- Their interests became severed on the act of bankruptcy, not the order for bankruptcy
- Citation: [1996] Ch 80

Case history
- Subsequent action: none

Case opinions
- Held: The interests of joint tenants are severed on the act of bankruptcy, not the order for bankruptcy

Keywords
- Co-ownership; act of bankruptcy; whether severs joint tenancy; tenant-in-common (passing of share in property under Will not survivorship)

= Re Dennis =

Re Dennis [1996] Ch 80 is an English land law case, concerning co-ownership of land.

==Facts==
Mr and Mrs Dennis were joint tenants. He failed to comply with a bankruptcy notice, an act of bankruptcy. Then his wife died. Then he was declared bankrupt. There was no secured lending affecting their house (mortgage) to which the wife had assented.
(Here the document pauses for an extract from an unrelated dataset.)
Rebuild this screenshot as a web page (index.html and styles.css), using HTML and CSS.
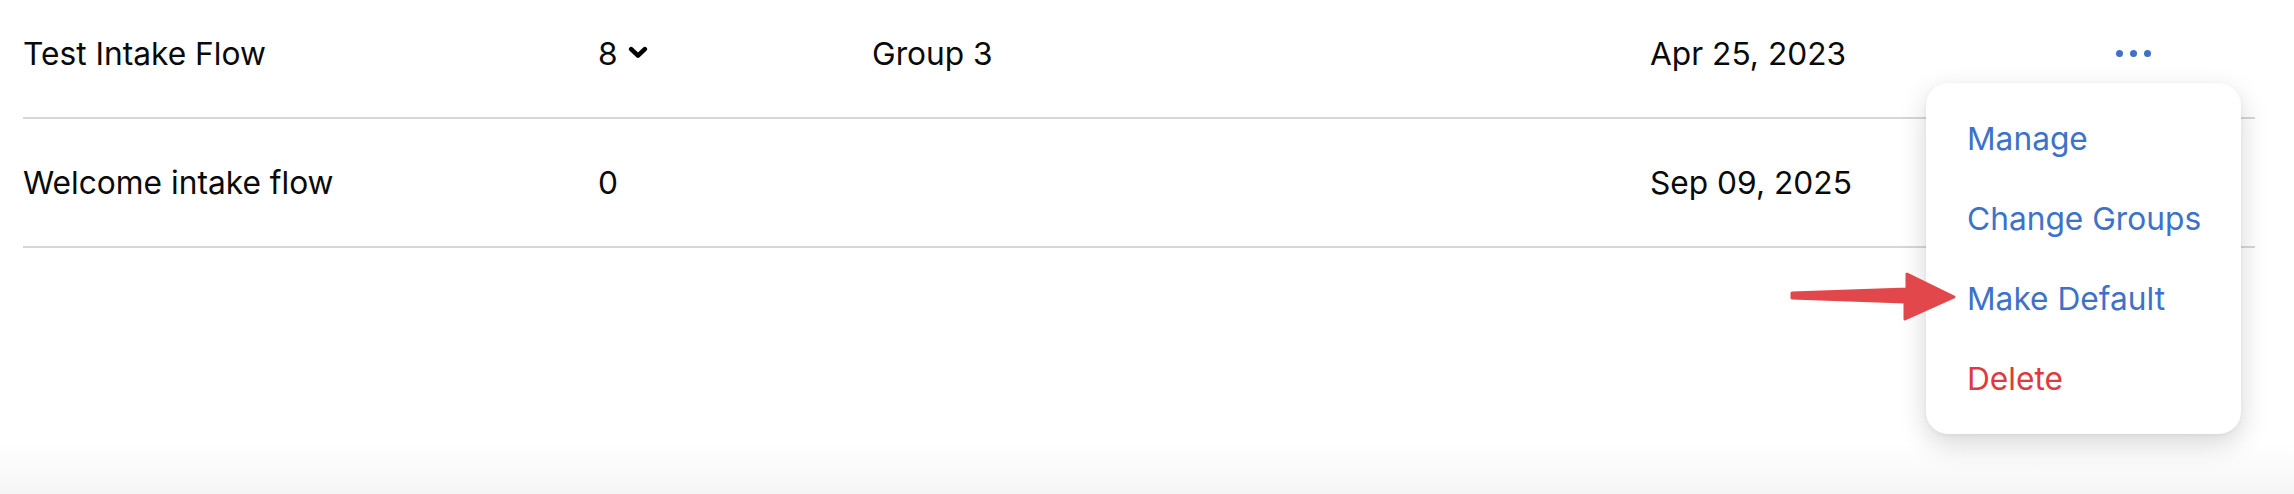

The question in law was whether the act of bankruptcy terminated (severed) the joint tenancy between the couple; if so then the husband's trustees would not receive automatically the wife's share, instead her Will would be free to allocate the property as she saw fit (or if she had died intestate, the Intestacy Rules would prevail).

==Judgment==
Held, under the Bankruptcy Act 1914, severance occurred at the date of the act of bankruptcy, so on her death the wife was a tenant in common with a half share and that passed to their children. Had a joint tenancy continued then the bankrupt's trustees would have acquired her share to consider in accordance with the bankruptcy rules.